I have observed your presentation and like to share that you need to traverse all slides and their respective shapes for extracting text. Can you please try using following sample code on your end.

public static void GetText()
{

    path="C:\\Aspose Data\\DumpAllText\\";
    presName="test.ppt";
    Presentation pres = new Presentation(path+presName);
    ISlideCollection slides = pres.getSlides();

    ISlide slide = null;
    IShape shape = null;
    for (int i = 0; i < slides.size(); i++) 
    {
       slide = slides.get_Item(i);

        for (int j = 0; j < slide.getShapes().size(); j++) 
        {
             shape = slide.getShapes().get_Item(j);

              // if (shape.getPlaceholder() != null) 
              if(shape instanceof AutoShape)
              {
                if (((IAutoShape)shape).getTextFrame() != null) 
                {
                    ExtractFonts(((IAutoShape) shape).getTextFrame());

                }

              }
              else if(shape instanceof LegacyDiagram)
              {
                  LegacyDiagram legacy=(LegacyDiagram)shape;

                  ISmartArt smart=legacy.convertToSmartArt();
                  for(ISmartArtNode node:smart.getAllNodes())
                  {
                      if(node.getTextFrame()!=null)
                      {
                         ExtractFonts(node.getTextFrame());
                      }

                  }

              }
              else if(shape instanceof SmartArt)
              {
                  ISmartArt smart=(ISmartArt)shape;
                  for(ISmartArtNode node:smart.getAllNodes())
                  {
                      if(node.getTextFrame()!=null)
                      {
                         ExtractFonts(node.getTextFrame());
                      }

                  }

              }

              else if (shape instanceof Table)
              {
                  ITable table=(ITable)shape;
                  for(int u=0;u<table.getRows().size();u++)
                  {
                      for(int v=0;v<table.getColumns().size();v++)
                      {
                          ICell cell=table.get_Item(v, u);
                          if(cell.getTextFrame()!=null )
                          {
                           ExtractFonts(cell.getTextFrame());
                          }

                      }
                  }

              }
            }
        }
    }

public static void ExtractFonts(ITextFrame tf2)
{

    for (int k = 0; k < tf2.getParagraphs().getCount(); k++) 
    {
        IParagraph paragraph = tf2.getParagraphs().get_Item(k);
        for (int n = 0; n < paragraph.getPortions().getCount(); n++) 
        {
            IPortion portion = paragraph.getPortions().get_Item(n);
            IPortionFormat pformat=portion.getPortionFormat();
            System.out.println("Portion Text: "+portion.getText());

        }
    }
}

nuix · April 12, 2018, 4:55am

Thanks mudassir, this seems to work perfectly. Great stuff.
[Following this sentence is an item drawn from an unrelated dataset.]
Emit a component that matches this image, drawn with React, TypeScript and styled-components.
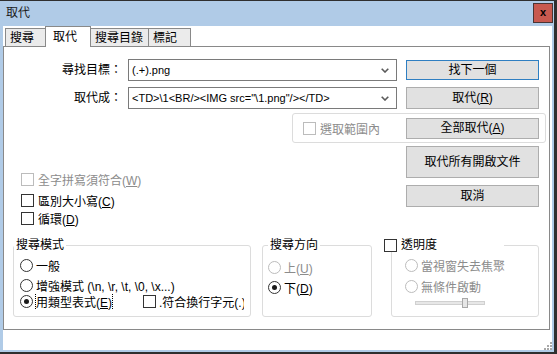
import React from "react";
import styled, { createGlobalStyle } from "styled-components";

const GlobalStyle = createGlobalStyle`
  html, body {
    margin: 0;
    padding: 0;
    background: #ffffff;
  }
  body {
    font-family: "Liberation Sans", "Noto Sans CJK TC", sans-serif;
    font-size: 12px;
    color: #000;
  }
  * {
    box-sizing: border-box;
  }
`;

const Window = styled.div`
  width: 557px;
  height: 354px;
  display: flex;
  padding: 1px 3px 2px 0;
  background: #2f2f2f;
`;

const Frame = styled.div`
  flex: 1;
  display: flex;
  flex-direction: column;
  background: #b0cbe7;
`;

const TitleBar = styled.div`
  height: 25px;
  display: flex;
  align-items: flex-start;
`;

const Title = styled.span`
  padding-left: 6px;
  line-height: 25px;
  font-size: 12px;
  color: #1b1b1b;
`;

const CloseButton = styled.div`
  margin: 2px 1px 0 auto;
  width: 20px;
  height: 20px;
  border: 1px solid #4a3434;
  background: #c8594f;
  display: flex;
  align-items: center;
  justify-content: center;
  font-size: 11px;
  font-weight: bold;
  line-height: 1;
  padding-bottom: 2px;
`;

const Client = styled.div`
  flex: 1;
  margin: 0 2px 2px 3px;
  background: #ffffff;
  display: flex;
  flex-direction: column;
`;

const TabStrip = styled.div`
  height: 20px;
  display: flex;
  align-items: flex-end;
  padding-left: 2px;
`;

const Tab = styled.div<{ $active?: boolean; $w: number }>`
  position: relative;
  z-index: ${(p) => (p.$active ? 1 : 0)};
  width: ${(p) => p.$w}px;
  height: ${(p) => (p.$active ? 21 : 18)}px;
  margin-bottom: ${(p) => (p.$active ? -1 : 0)}px;
  border: 1px solid #898989;
  border-bottom: none;
  background: ${(p) => (p.$active ? "#ffffff" : "#ebebeb")};
  padding-left: ${(p) => (p.$active ? 7 : 4)}px;
  padding-top: ${(p) => (p.$active ? 2 : 1)}px;
  line-height: 16px;
  white-space: nowrap;
  & + & {
    margin-left: -1px;
  }
`;

const Pane = styled.div`
  height: 284px;
  margin-right: 2px;
  border: 1px solid #898989;
  display: flex;
  flex-direction: column;
`;

const Footer = styled.div`
  flex: 1;
  display: flex;
  justify-content: flex-end;
  align-items: flex-end;
`;

const FieldRow = styled.div<{ $mt: number }>`
  display: flex;
  align-items: flex-start;
  margin-top: ${(p) => p.$mt}px;
`;

const FieldLabel = styled.div`
  width: 124px;
  padding-right: 6px;
  text-align: right;
  line-height: 22px;
  white-space: nowrap;
`;

const Combo = styled.div`
  width: 269px;
  height: 22px;
  border: 1px solid #7a7a7a;
  display: flex;
  align-items: center;
  padding: 0 7px 0 3px;
`;

const ComboValue = styled.span`
  flex: 1;
  font-size: 11px;
  white-space: nowrap;
  overflow: hidden;
`;

const Button = styled.button<{ $default?: boolean; $h?: number; $mt?: number }>`
  width: 133px;
  height: ${(p) => p.$h ?? 21}px;
  margin: ${(p) => p.$mt ?? 0}px 0 0 0;
  padding: 0;
  border: 1px solid ${(p) => (p.$default ? "#2f7fc2" : "#adadad")};
  background: #e1e1e1;
  font-family: inherit;
  font-size: 12px;
  color: #000;
  line-height: 1;
`;

const SideButton = styled(Button)`
  margin-left: 9px;
`;

const SelectionGroup = styled.div`
  align-self: flex-end;
  margin: 4px 3px 0 0;
  width: 254px;
  height: 30px;
  border: 1px solid #dcdcdc;
  border-radius: 3px;
  display: flex;
  align-items: center;
  justify-content: space-between;
  padding: 0 6px 0 10px;
`;

const Lower = styled.div`
  display: flex;
  justify-content: space-between;
`;

const CheckColumn = styled.div`
  display: flex;
  flex-direction: column;
  padding: 27px 0 0 17px;
`;

const ButtonColumn = styled.div`
  display: flex;
  flex-direction: column;
  gap: 7px;
  padding-top: 3px;
  margin-right: 10px;
`;

const CheckRow = styled.label<{ $mt?: number; $disabled?: boolean }>`
  display: flex;
  align-items: center;
  gap: 4px;
  height: 18px;
  margin-top: ${(p) => p.$mt ?? 0}px;
  color: ${(p) => (p.$disabled ? "#8c8c8c" : "#000")};
  white-space: nowrap;
`;

const Box = styled.span<{ $disabled?: boolean }>`
  flex: none;
  width: 13px;
  height: 13px;
  border: 1px solid ${(p) => (p.$disabled ? "#bcbcbc" : "#333333")};
  background: #ffffff;
`;

const BottomRow = styled.div`
  margin-top: auto;
  margin-bottom: 12px;
  display: flex;
  align-items: flex-end;
  padding-left: 9px;
`;

const GroupBox = styled.fieldset<{ $w: number; $ml?: number; $pl: number }>`
  width: ${(p) => p.$w}px;
  height: 79px;
  min-width: 0;
  margin: 0 0 0 ${(p) => p.$ml ?? 0}px;
  padding: 0 4px 0 ${(p) => p.$pl}px;
  border: 1px solid #dcdcdc;
  border-radius: 3px;
`;

const Legend = styled.legend<{ $ml: number; $w?: number }>`
  margin-left: ${(p) => p.$ml}px;
  padding: 0 2px;
  width: ${(p) => (p.$w ? `${p.$w}px` : "auto")};
  line-height: 14px;
  display: flex;
  align-items: center;
  gap: 4px;
  white-space: nowrap;
`;

const OptionRow = styled.div<{ $mt: number }>`
  display: flex;
  align-items: center;
  height: 16px;
  margin-top: ${(p) => p.$mt}px;
  white-space: nowrap;
`;

const OptionItem = styled.label<{ $w?: number; $disabled?: boolean }>`
  display: flex;
  align-items: center;
  gap: 3px;
  flex: none;
  width: ${(p) => (p.$w ? `${p.$w}px` : "auto")};
  overflow: hidden;
  color: ${(p) => (p.$disabled ? "#8c8c8c" : "#000")};
`;

const Radio = styled.span<{ $checked?: boolean; $disabled?: boolean }>`
  flex: none;
  width: 13px;
  height: 13px;
  border-radius: 50%;
  border: 1px solid ${(p) => (p.$disabled ? "#bcbcbc" : "#333333")};
  background: #ffffff;
  display: flex;
  align-items: center;
  justify-content: center;
  &::after {
    content: "";
    display: ${(p) => (p.$checked ? "block" : "none")};
    width: 5px;
    height: 5px;
    border-radius: 50%;
    background: #1a1a1a;
  }
`;

const Focused = styled.span`
  outline: 1px dotted #000;
  outline-offset: 0;
`;

const SliderRow = styled.div`
  height: 12px;
  margin-top: 3px;
  display: flex;
  align-items: center;
  padding-left: 10px;
`;

const SliderTrack = styled.div`
  position: relative;
  width: 70px;
  height: 4px;
  border: 1px solid #d0d0d0;
  background: #e7e7e7;
`;

const SliderThumb = styled.div`
  position: absolute;
  left: 46px;
  top: -4px;
  width: 6px;
  height: 10px;
  border: 1px solid #a8a8a8;
  background: #e6e6e6;
`;

const Key = styled.span`
  text-decoration: underline;
`;

const Chevron = () => (
  <svg width="8" height="5" viewBox="0 0 8 5">
    <polyline points="0.7,0.7 4,4 7.3,0.7" fill="none" stroke="#5a5a5a" strokeWidth="1.6" />
  </svg>
);

const SizeGrip = () => (
  <svg width="8" height="8" viewBox="0 0 8 8">
    {[
      [6, 0],
      [6, 3],
      [3, 3],
      [6, 6],
      [3, 6],
      [0, 6],
    ].map(([x, y], i) => (
      <rect key={i} x={x} y={y} width="2" height="2" fill="#a8a8a8" />
    ))}
  </svg>
);

const tabs = [
  { text: "搜尋", w: 41 },
  { text: "取代", w: 46, active: true },
  { text: "搜尋目錄", w: 59 },
  { text: "標記", w: 43 },
];

const App: React.FC = () => {
  return (
    <>
      <GlobalStyle />
      <Window>
        <Frame>
          <TitleBar>
            <Title>取代</Title>
            <CloseButton>x</CloseButton>
          </TitleBar>
          <Client>
            <TabStrip>
              {tabs.map((t) => (
                <Tab key={t.text} $w={t.w} $active={t.active}>
                  {t.text}
                </Tab>
              ))}
            </TabStrip>
            <Pane>
              <FieldRow $mt={12}>
                <FieldLabel>尋找目標：</FieldLabel>
                <Combo>
                  <ComboValue>(.+).png</ComboValue>
                  <Chevron />
                </Combo>
                <SideButton $default $mt={1} $h={20}>
                  找下一個
                </SideButton>
              </FieldRow>
              <FieldRow $mt={6}>
                <FieldLabel>取代成：</FieldLabel>
                <Combo>
                  <ComboValue>{'<TD>\\1<BR/><IMG src="\\1.png"/></TD>'}</ComboValue>
                  <Chevron />
                </Combo>
                <SideButton $h={22}>
                  取代(<Key>R</Key>)
                </SideButton>
              </FieldRow>
              <SelectionGroup>
                <CheckRow $disabled>
                  <Box $disabled />
                  <span>選取範圍內</span>
                </CheckRow>
                <Button>
                  全部取代(<Key>A</Key>)
                </Button>
              </SelectionGroup>
              <Lower>
                <CheckColumn>
                  <CheckRow $disabled>
                    <Box $disabled />
                    <span>
                      全字拼寫須符合(<Key>W</Key>)
                    </span>
                  </CheckRow>
                  <CheckRow $mt={3}>
                    <Box />
                    <span>
                      區別大小寫(<Key>C</Key>)
                    </span>
                  </CheckRow>
                  <CheckRow>
                    <Box />
                    <span>
                      循環(<Key>D</Key>)
                    </span>
                  </CheckRow>
                </CheckColumn>
                <ButtonColumn>
                  <Button $h={32}>取代所有開啟文件</Button>
                  <Button $h={22}>取消</Button>
                </ButtonColumn>
              </Lower>
              <BottomRow>
                <GroupBox $w={238} $pl={6}>
                  <Legend $ml={-6}>搜尋模式</Legend>
                  <OptionRow $mt={5}>
                    <OptionItem>
                      <Radio />
                      <span>一般</span>
                    </OptionItem>
                  </OptionRow>
                  <OptionRow $mt={4}>
                    <OptionItem>
                      <Radio />
                      <span>增強模式 (\n, \r, \t, \0, \x...)</span>
                    </OptionItem>
                  </OptionRow>
                  <OptionRow $mt={0}>
                    <OptionItem $w={123}>
                      <Radio $checked />
                      <Focused>
                        用類型表式(<Key>E</Key>)
                      </Focused>
                    </OptionItem>
                    <OptionItem $w={101}>
                      <Box />
                      <span>.符合換行字元(.)</span>
                    </OptionItem>
                  </OptionRow>
                </GroupBox>
                <GroupBox $w={110} $ml={11} $pl={5}>
                  <Legend $ml={0}>搜尋方向</Legend>
                  <OptionRow $mt={7}>
                    <OptionItem $disabled>
                      <Radio $disabled />
                      <span>
                        上(<Key>U</Key>)
                      </span>
                    </OptionItem>
                  </OptionRow>
                  <OptionRow $mt={4}>
                    <OptionItem>
                      <Radio $checked />
                      <span>
                        下(<Key>D</Key>)
                      </span>
                    </OptionItem>
                  </OptionRow>
                </GroupBox>
                <GroupBox $w={148} $ml={19} $pl={13}>
                  <Legend $ml={-23} $w={122}>
                    <Box />
                    <span>透明度</span>
                  </Legend>
                  <OptionRow $mt={5}>
                    <OptionItem $disabled>
                      <Radio $disabled />
                      <span>當視窗失去焦聚</span>
                    </OptionItem>
                  </OptionRow>
                  <OptionRow $mt={5}>
                    <OptionItem $disabled>
                      <Radio $disabled />
                      <span>無條件啟動</span>
                    </OptionItem>
                  </OptionRow>
                  <SliderRow>
                    <SliderTrack>
                      <SliderThumb />
                    </SliderTrack>
                  </SliderRow>
                </GroupBox>
              </BottomRow>
            </Pane>
            <Footer>
              <SizeGrip />
            </Footer>
          </Client>
        </Frame>
      </Window>
    </>
  );
};

export default App;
In this case, should we consider the following methods deprecated or problematic?

* SlideUtil.getAllTextFrames
* SlideUtil.getAllTextBoxes(slide)

As this documentation seems to indicate that they will retrieve all of the text frames on a slide, but this doesn’t seem to be the case.

Adnan.Ahmad · April 12, 2018, 1:51pm

@nuix,

I have observed your comments. I regret to inform that SlideUtil.getAllTextBoxes(slide) has some restrictions. We have created an internal investigation ticket for this. Please used shared sample code as workaround.